The United States simply cannot continue on this unsustainable fiscal path. Even President Obama seems to have figured out that this is a serious problem. The Wall Street Journal notes, “Obama said Wednesday that the rising national debt is a ‘real and legitimate concern’ and that the U.S. must reorder its priorities to gain control over federal spending.” And according to the WSJ, “At a town hall meeting, he said that the combination of the economic stimulus measure and bailouts for banks and auto companies added up to ‘serious money’ and had contributed to a sense that federal spending is out of control.”
Of course there wasn’t much acknowledgement that it’s the policies of the Obama administration that have put the country in this situation. The stimulus bill alone cost $862 billion, and the cost exceeds $1 trillion, when interest payments are factored in. The unpopular health care bill, which will actually increase health care expenditures contrary to Obama’s claims, may cost as much as $2.6 trillion in the first 10 years. Meanwhile, the president’s budget would see the country’s debt double in 5 years and triple in 10.

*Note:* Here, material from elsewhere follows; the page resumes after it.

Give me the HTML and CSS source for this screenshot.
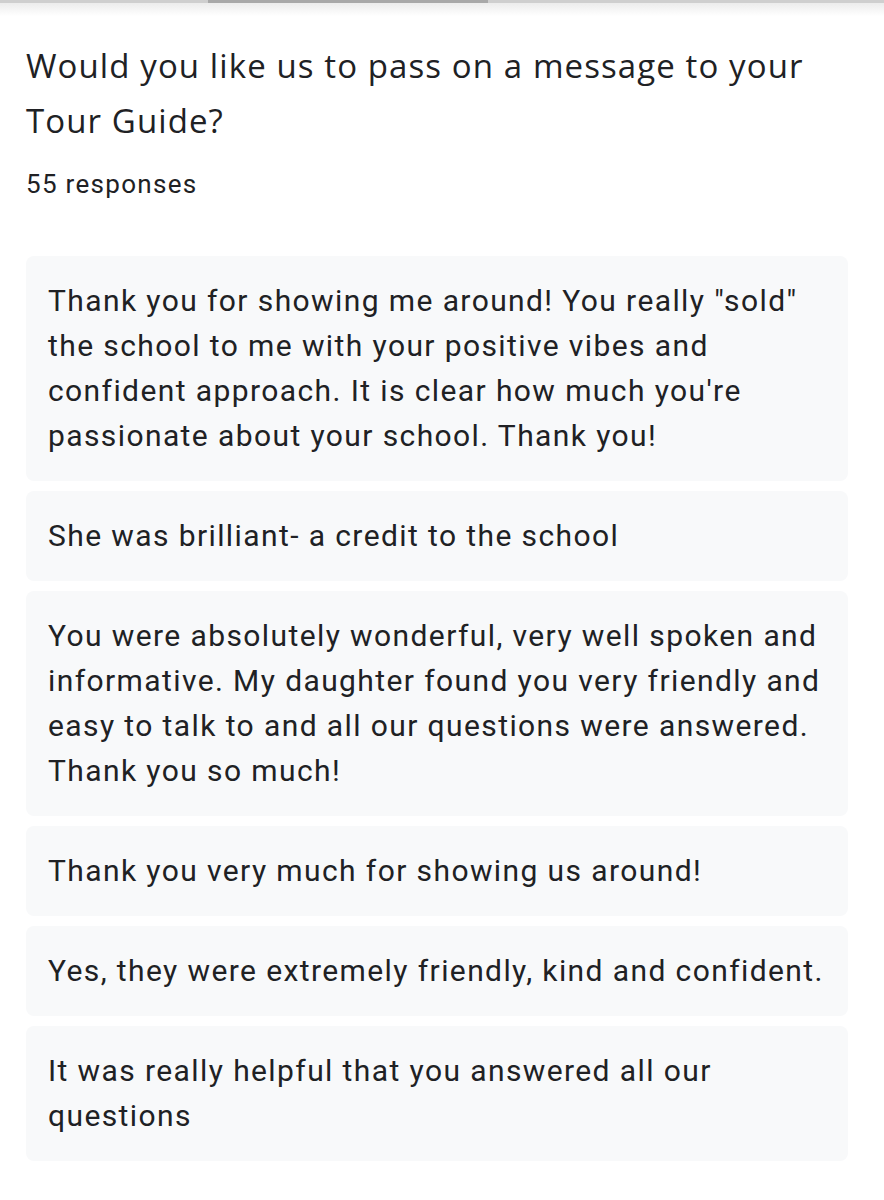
FILE: index.html
```html
<!DOCTYPE html>
<html>
<head>
<meta charset="utf-8">
<link rel="stylesheet" href="styles.css">
</head>
<body>
<div class="topbar"><div class="thumb"></div></div>
<main class="page">
  <h1 class="title">Would you like us to pass on a message to your Tour Guide?</h1>
  <div class="count">55 responses</div>
  <div class="list">
    <div class="card">Thank you for showing me around! You really "sold" the school to me with your positive vibes and confident approach. It is clear how much you're passionate about your school. Thank you!</div>
    <div class="card">She was brilliant- a credit to the school</div>
    <div class="card">You were absolutely wonderful, very well spoken and informative. My daughter found you very friendly and easy to talk to and all our questions were answered. Thank you so much!</div>
    <div class="card">Thank you very much for showing us around!</div>
    <div class="card">Yes, they were extremely friendly, kind and confident.</div>
    <div class="card">It was really helpful that you answered all our questions</div>
  </div>
</main>
</body>
</html>
```
FILE: styles.css
```css
html, body { margin: 0; padding: 0; background: #fff; }
body { font-family: Roboto, "Liberation Sans", sans-serif; color: #202124; }
.topbar {
  height: 16px;
  border-top: 3px solid #cfcfcf;
  background: linear-gradient(#ececec, #fff);
  box-sizing: border-box;
  position: relative;
}
.thumb {
  position: absolute; left: 208px; top: -3px; width: 280px; height: 3px; background: #a9a9a9;
}
.page { padding: 0 36px 0 26px; }
.title {
  margin: 22px 0 0;
  font-family: "Open Sans", Roboto, sans-serif;
  font-weight: 400; font-size: 33px; line-height: 55px; letter-spacing: 1.1px; color: #202124;
  width: 800px;
}
.count { margin-top: 21px; font-size: 26px; line-height: 30px; letter-spacing: 1.3px; color: #202124; }
.list { margin-top: 57px; display: flex; flex-direction: column; gap: 10px; width: 822px; }
.card {
  background: #f8f9fa; border-radius: 8px;
  padding: 22px 22px 23px;
  font-size: 30px; line-height: 45px; letter-spacing: 1.4px; color: #202124;
}
```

Some Democrats appear to be realizing that this path is unsustainable. The WSJ writes, “Democrats on a blue-ribbon deficit-reduction panel suggested spending cuts would likely have to outweigh tax increases if the nation is to seriously tackle its ballooning financial obligations.”
Unfortunately, Senate Democrats don’t appear to be among those interested in doing something about the record levels of spending and debt. For the fourth time, Senate Democrats offered a version of a bill to extend unemployment benefits and expired tax credits that would add tens of billions of dollars to the debt. The latest iteration featured $35 billion in deficit spending. But each time the Democrats offer a new version, they refuse to try the one thing that could get the bill the 60 votes needed to pass: paying for the bill.

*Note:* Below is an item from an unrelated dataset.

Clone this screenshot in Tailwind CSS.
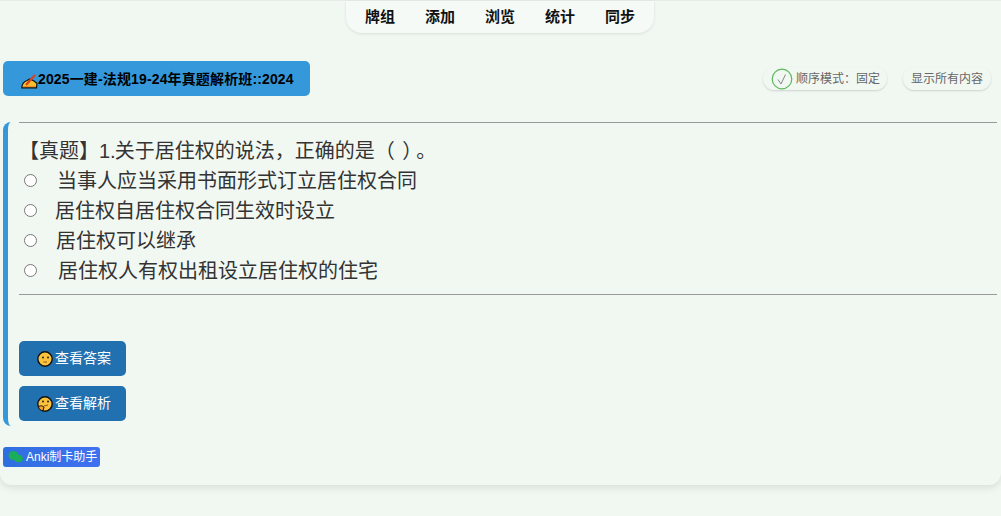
<!DOCTYPE html>
<html lang="zh">
<head>
<meta charset="utf-8">
<script src="https://cdn.jsdelivr.net/npm/@tailwindcss/browser@4"></script>
</head>
<body class="bg-[#f1f8f2] font-['Liberation_Sans','Noto_Sans_CJK_SC',sans-serif]">
<div class="w-[1001px] h-[516px] overflow-hidden">
  <div class="h-[485px] rounded-b-xl bg-[#f1f8f2] shadow-[0_2px_8px_rgba(0,0,0,0.12)] border-t border-[#e6ebe7]">
    <nav class="ml-[346px] flex h-[32px] w-[308px] items-center justify-center gap-[30px] rounded-b-2xl bg-[#f5faf6] text-[15px] font-bold text-[#111] shadow-[0_1px_3px_rgba(0,0,0,0.1)]">
      <span>牌组</span><span>添加</span><span>浏览</span><span>统计</span><span>同步</span>
    </nav>
    <div class="mt-[28px] flex items-center justify-between pl-[3px] pr-[10px]">
      <div class="flex h-[35px] w-[307px] items-center rounded-[5px] bg-[#3498db] pl-[18px] text-[14px] font-bold text-black">
        <svg class="mt-[4px] h-[16px] w-[17px] shrink-0" viewBox="0 0 17 16"><path d="M0.8 14.8 C1 11 3 8.5 6 7.5 L9 6 L13 8 L16 10.5 L15.5 14.8 Z" fill="#fbc02d" stroke="#111" stroke-width="1.2"/><path d="M5 12 L14 2" stroke="#d8431f" stroke-width="2.2"/><path d="M2 13.6 L15 13.2" stroke="#f08a1d" stroke-width="1"/></svg>
        <span class="pt-[1px] tracking-[0.14px]">2025一建-法规19-24年真题解析班::2024</span>
      </div>
      <div class="flex items-center gap-[16px] text-[12px] text-[#666]">
        <div class="flex h-[23px] w-[124px] items-center rounded-full pl-[8px] shadow-[0_1px_2px_rgba(0,0,0,0.15)]">
          <svg class="h-[22px] w-[22px] shrink-0" viewBox="0 0 22 22"><circle cx="11" cy="11" r="9.8" fill="none" stroke="#5cb85c" stroke-width="1.2"/><path d="M7 11.5 L10 16 L14.5 6.5" fill="none" stroke="#888" stroke-width="1"/></svg>
          <span class="ml-[3px]">顺序模式：固定</span>
        </div>
        <div class="flex h-[23px] w-[88px] items-center justify-center rounded-full shadow-[0_1px_2px_rgba(0,0,0,0.15)]">显示所有内容</div>
      </div>
    </div>
    <section class="relative mt-[26px] ml-[3px] h-[304px] rounded-l-lg border-l-[5px] border-[#3498db] pl-[11px] pr-[4px]">
      <hr class="border-t border-[#999]">
      <div class="mt-[12px] text-[20px] leading-[30px] text-[#333]">
        <p class="h-[30px] pt-[1px]">【真题】<span class="mr-[-1px]">1.</span>关于居住权的说法，正确的是（ <span class="ml-[2px] mr-[4px]">）</span>。</p>
        <div class="flex h-[30px] items-center"><input type="radio" name="q" class="ml-[5px] h-[13px] w-[13px]"><span class="mt-[2px] ml-[20px]">当事人应当采用书面形式订立居住权合同</span></div>
        <div class="flex h-[30px] items-center"><input type="radio" name="q" class="ml-[5px] h-[13px] w-[13px]"><span class="mt-[2px] ml-[18px]">居住权自居住权合同生效时设立</span></div>
        <div class="flex h-[30px] items-center"><input type="radio" name="q" class="ml-[5px] h-[13px] w-[13px]"><span class="mt-[2px] ml-[19px]">居住权可以继承</span></div>
        <div class="flex h-[30px] items-center"><input type="radio" name="q" class="ml-[5px] h-[13px] w-[13px]"><span class="mt-[2px] ml-[21px]">居住权人有权出租设立居住权的住宅</span></div>
      </div>
      <hr class="mt-[9px] border-t border-[#999]">
      <div class="mt-[46px] flex flex-col gap-[10px]">
        <button class="flex h-[35px] w-[107px] items-center rounded-[5px] bg-[#2170b0] pl-[18px] text-[14px] text-white">
          <svg class="h-[16px] w-[16px] shrink-0" viewBox="0 0 16 16"><circle cx="8" cy="8" r="7.2" fill="#fcc13d" stroke="#111" stroke-width="1.4"/><circle cx="6" cy="6.5" r="1" fill="#222"/><circle cx="11" cy="6.5" r="1" fill="#222"/><path d="M6.5 11 H10" stroke="#8a5a10" stroke-width="1"/></svg>
          <span class="ml-[2px]">查看答案</span>
        </button>
        <button class="flex h-[35px] w-[107px] items-center rounded-[5px] bg-[#2170b0] pl-[18px] text-[14px] text-white">
          <svg class="h-[16px] w-[16px] shrink-0" viewBox="0 0 16 16"><circle cx="8" cy="8" r="7.2" fill="#fcc13d" stroke="#111" stroke-width="1.4"/><circle cx="6" cy="5.5" r="1" fill="#222"/><circle cx="11" cy="5.5" r="1" fill="#222"/><path d="M7 10 L11 9" stroke="#8a5a10" stroke-width="1"/><path d="M1.5 11 C3 9 6 10 7 11 L6 14.5 C4 15 2 13 1.5 11 Z" fill="#f4a62a" stroke="#111" stroke-width="1"/></svg>
          <span class="ml-[2px]">查看解析</span>
        </button>
      </div>
    </section>
    <div class="mt-[21px] ml-[3px] flex h-[20px] w-[97px] items-center rounded-[3px] bg-gradient-to-r from-[#2f6fdf] to-[#4070f0] pl-[5px] text-[12px] text-white">
      <svg class="h-[14px] w-[15px] shrink-0" viewBox="0 0 15 14"><ellipse cx="5.5" cy="5.5" rx="5" ry="4.5" fill="#1aad5a"/><ellipse cx="10.5" cy="8.5" rx="4.3" ry="3.8" fill="#1aad5a"/></svg>
      <span class="ml-[3px]">Anki制卡助手</span>
    </div>
  </div>
</div>
</body>
</html>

As Senate Republican Leader Mitch McConnell said last night, “We’ve offered ways of paying for these programs, and we’ve been eager to approve them. But we can’t support job-killing taxes and adding tens of billions to the already unsustainable national debt. So the only reason the unemployment extension hasn’t passed is because Democrats simply refuse to pass a bill that doesn’t add to the debt. That’s it. That’s the only difference between what they’ve offered and what we’ve offered.” If President Obama and Democrats on his fiscal commission now claim to understand that the problem is spending money we don’t have, how is it that Senate Democrats still haven’t gotten the message? Americans are being crushed under a $13 trillion mountain of debt and Democrats in Congress still don’t get it.